Tuesday, 09 October, 2007 


A prototype glove.

A prototype glove.

Professor Paddy Nixon’s team is developing more intuitive ways to interact with computers, such as games where your whole body becomes the joystick, a glowing hand-held device to guide you home and a ‘memory glove’ to help perform everyday tasks. “The disappearing computer concept is about making the computer respond to all the normal things you do, making it natural and intuitive,” says Prof. Nixon, professor of distributed systems at UCD and a principal investigator with the Adaptive Information Cluster.

Sensors are central to the approach, explains Professor Nixon, whose work is funded by Science Foundation Ireland. For example, he and Dr Lorcan Coyle are using location sensors to get kids exercising while playing computer games. To play Tetris, the child wears a credit-card sized sensor on a necklace or in a pocket to track their movements, allowing them to reach up and ‘move’ bricks on the screen.

The fun and games also provide a test bed to develop the technology for other causes, including helping people with partial memory loss. The team has now developed a prototype hand-held device that glows to direct a person towards their home. Taken straight from an Isaac Asimov book, the “glow tag” uses sensors to get location co-ordinates, works out a route home and then glows in the appropriate direction. It’s a simple idea but requires some tricky programming, notes Nixon, who works on the project with Dr Simon Dobson.

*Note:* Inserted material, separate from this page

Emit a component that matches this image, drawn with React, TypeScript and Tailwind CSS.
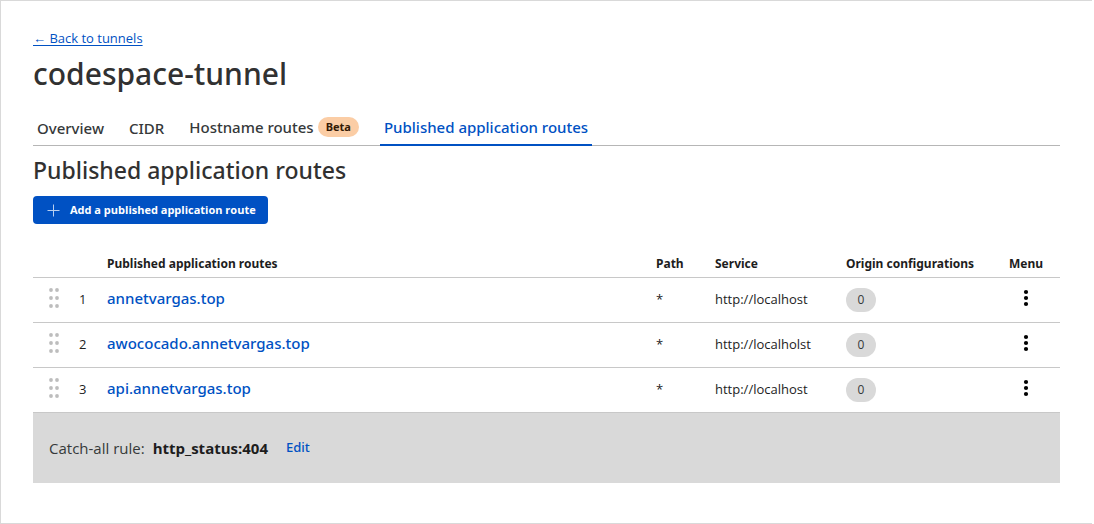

Another clever application is a prototype glove that can read tiny radio-frequency ID tags placed in everyday objects such as cups and teapots. The glove is programmed to recognise when someone with Alzheimer’s disease is performing a stepwise task, such as making a cup of tea, and prompt them if they need it. “You could eventually put the technology into something as convenient as a watchstrap,” notes Professor Nixon. The AIC is currently leading an international ‘open source’ project to build up the software needed for these types of applications, and they are also looking to embed the concept into mobile phones, says Professor Nixon.